- **STORED DATA**:
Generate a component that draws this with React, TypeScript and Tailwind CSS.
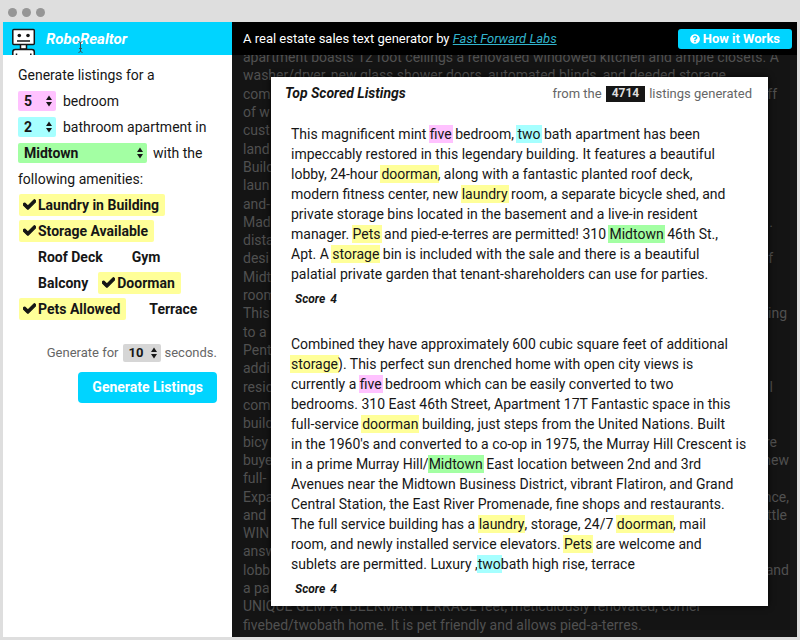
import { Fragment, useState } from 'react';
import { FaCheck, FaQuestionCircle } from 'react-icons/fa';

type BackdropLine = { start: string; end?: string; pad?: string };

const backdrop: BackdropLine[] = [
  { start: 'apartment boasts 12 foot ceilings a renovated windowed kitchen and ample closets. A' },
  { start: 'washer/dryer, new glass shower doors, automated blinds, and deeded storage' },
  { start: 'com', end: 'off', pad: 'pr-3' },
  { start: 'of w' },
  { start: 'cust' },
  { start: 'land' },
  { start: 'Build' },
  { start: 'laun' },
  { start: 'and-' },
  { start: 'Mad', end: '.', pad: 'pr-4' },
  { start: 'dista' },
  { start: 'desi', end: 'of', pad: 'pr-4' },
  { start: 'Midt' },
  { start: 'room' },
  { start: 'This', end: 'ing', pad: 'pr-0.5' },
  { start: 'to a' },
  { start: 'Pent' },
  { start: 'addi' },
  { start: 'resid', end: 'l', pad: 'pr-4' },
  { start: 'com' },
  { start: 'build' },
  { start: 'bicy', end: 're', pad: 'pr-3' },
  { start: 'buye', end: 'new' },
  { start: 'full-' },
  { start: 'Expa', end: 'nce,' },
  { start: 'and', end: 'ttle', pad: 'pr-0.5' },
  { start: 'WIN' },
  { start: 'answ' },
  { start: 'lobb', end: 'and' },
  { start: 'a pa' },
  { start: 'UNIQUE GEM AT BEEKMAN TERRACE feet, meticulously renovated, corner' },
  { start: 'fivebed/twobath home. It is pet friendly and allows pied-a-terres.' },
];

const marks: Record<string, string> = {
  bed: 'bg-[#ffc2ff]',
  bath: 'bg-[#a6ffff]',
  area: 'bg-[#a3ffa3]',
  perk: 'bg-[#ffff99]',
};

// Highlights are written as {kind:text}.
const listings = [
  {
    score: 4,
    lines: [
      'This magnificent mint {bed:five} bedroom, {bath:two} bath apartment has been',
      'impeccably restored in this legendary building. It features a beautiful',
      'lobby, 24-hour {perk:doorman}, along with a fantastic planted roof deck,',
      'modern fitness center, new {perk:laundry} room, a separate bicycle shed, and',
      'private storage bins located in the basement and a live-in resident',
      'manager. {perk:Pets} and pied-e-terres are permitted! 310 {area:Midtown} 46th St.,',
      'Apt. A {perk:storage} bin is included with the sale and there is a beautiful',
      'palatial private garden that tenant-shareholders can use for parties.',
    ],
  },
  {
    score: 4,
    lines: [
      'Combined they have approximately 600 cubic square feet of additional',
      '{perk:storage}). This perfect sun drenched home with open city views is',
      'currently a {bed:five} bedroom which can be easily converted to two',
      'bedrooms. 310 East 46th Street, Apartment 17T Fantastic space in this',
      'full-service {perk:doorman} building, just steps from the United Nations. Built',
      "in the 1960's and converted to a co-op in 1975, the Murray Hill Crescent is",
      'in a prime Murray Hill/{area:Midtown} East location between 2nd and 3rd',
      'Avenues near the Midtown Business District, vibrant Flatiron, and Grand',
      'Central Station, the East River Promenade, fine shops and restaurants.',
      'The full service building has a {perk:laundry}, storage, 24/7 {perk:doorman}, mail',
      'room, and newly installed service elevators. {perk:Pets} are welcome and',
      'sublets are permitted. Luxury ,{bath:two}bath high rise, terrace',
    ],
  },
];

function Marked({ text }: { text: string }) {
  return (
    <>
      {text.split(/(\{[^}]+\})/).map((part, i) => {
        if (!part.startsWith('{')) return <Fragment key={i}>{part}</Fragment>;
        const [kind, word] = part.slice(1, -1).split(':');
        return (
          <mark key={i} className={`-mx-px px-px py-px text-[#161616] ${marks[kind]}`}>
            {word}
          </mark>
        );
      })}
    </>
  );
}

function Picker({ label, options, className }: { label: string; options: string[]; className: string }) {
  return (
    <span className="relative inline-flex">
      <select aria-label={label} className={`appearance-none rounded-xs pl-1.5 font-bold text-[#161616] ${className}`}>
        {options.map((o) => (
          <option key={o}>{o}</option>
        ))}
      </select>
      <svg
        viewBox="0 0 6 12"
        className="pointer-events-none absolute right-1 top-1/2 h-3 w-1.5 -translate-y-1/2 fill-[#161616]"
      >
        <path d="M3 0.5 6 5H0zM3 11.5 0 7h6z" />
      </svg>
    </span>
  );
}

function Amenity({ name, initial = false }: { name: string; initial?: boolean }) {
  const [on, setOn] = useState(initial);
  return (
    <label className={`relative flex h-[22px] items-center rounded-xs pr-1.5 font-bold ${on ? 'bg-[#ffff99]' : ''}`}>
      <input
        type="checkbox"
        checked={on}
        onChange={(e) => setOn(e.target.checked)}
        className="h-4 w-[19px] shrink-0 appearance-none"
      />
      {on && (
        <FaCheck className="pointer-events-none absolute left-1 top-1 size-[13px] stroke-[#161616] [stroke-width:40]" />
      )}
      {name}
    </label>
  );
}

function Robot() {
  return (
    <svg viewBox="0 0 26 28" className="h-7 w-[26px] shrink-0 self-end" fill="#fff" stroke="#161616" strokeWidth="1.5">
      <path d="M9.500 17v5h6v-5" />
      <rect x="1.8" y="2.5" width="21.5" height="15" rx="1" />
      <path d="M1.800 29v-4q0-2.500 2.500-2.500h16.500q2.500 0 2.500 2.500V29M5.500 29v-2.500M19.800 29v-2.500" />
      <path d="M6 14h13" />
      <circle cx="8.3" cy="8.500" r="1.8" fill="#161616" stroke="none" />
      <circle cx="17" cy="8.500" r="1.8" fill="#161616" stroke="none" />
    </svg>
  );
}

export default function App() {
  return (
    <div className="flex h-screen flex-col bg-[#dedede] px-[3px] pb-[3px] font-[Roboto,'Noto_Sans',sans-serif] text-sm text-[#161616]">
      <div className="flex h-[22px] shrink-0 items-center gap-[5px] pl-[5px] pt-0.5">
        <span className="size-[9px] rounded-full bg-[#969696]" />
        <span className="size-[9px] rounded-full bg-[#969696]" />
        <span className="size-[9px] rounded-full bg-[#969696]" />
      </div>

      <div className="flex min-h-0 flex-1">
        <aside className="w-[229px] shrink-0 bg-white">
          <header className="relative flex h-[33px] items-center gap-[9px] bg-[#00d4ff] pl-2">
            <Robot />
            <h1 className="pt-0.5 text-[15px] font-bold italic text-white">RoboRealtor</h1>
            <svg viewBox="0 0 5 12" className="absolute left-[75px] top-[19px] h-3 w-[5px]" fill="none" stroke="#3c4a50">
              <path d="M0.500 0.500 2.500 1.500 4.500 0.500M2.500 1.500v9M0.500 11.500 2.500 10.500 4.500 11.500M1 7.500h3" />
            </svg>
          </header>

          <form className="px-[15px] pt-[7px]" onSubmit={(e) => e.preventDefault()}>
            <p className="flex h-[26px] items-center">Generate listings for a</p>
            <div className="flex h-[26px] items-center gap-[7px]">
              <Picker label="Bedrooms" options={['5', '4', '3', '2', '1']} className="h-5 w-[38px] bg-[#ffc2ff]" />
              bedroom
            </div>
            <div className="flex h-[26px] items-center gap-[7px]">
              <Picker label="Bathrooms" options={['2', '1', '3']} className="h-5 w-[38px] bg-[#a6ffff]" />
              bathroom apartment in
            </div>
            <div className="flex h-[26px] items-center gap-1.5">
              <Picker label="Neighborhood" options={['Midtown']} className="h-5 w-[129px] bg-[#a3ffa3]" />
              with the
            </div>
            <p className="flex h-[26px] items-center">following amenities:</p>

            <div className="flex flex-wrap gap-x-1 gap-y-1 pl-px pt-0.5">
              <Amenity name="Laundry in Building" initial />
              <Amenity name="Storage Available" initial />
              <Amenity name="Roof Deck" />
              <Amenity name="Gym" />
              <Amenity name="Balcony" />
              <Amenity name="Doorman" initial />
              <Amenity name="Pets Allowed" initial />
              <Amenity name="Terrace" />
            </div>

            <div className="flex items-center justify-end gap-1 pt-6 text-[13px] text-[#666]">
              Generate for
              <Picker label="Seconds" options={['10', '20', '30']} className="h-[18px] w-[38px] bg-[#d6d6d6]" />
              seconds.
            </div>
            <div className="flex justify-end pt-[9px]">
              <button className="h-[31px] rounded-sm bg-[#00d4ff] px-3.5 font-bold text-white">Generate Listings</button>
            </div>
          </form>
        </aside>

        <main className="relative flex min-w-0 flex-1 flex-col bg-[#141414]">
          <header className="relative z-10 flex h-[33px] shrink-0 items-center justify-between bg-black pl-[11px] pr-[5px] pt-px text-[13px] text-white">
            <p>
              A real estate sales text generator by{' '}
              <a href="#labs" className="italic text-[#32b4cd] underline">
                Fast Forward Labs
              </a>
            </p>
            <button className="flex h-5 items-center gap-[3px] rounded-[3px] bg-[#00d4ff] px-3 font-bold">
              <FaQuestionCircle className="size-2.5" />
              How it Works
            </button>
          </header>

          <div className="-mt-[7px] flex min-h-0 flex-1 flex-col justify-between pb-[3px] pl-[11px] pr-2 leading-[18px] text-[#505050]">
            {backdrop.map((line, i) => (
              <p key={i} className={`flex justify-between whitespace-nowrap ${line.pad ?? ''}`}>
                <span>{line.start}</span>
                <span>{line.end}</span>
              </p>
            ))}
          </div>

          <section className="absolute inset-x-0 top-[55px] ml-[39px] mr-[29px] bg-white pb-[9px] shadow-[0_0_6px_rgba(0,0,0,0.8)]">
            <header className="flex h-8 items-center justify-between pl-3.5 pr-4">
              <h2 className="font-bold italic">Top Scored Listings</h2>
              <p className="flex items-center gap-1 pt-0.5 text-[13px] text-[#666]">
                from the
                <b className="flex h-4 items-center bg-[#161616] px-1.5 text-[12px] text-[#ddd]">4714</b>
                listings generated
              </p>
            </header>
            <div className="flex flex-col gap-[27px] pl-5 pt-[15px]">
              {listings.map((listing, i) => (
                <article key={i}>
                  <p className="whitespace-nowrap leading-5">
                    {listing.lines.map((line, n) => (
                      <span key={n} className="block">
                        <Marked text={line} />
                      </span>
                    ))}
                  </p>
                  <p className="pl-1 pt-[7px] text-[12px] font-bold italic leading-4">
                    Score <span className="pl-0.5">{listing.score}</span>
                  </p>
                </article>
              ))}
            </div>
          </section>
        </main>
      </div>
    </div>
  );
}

- **REQUEST**: Repeat the listing above exactly from its first line to the line containing "string; end?: string;", both included, and omit the pictures.

- **SOLUTION TO THIS EXERCISE**:
Generate a component that draws this with React, TypeScript and Tailwind CSS.
import { Fragment, useState } from 'react';
import { FaCheck, FaQuestionCircle } from 'react-icons/fa';

type BackdropLine = { start: string; end?: string; pad?: string };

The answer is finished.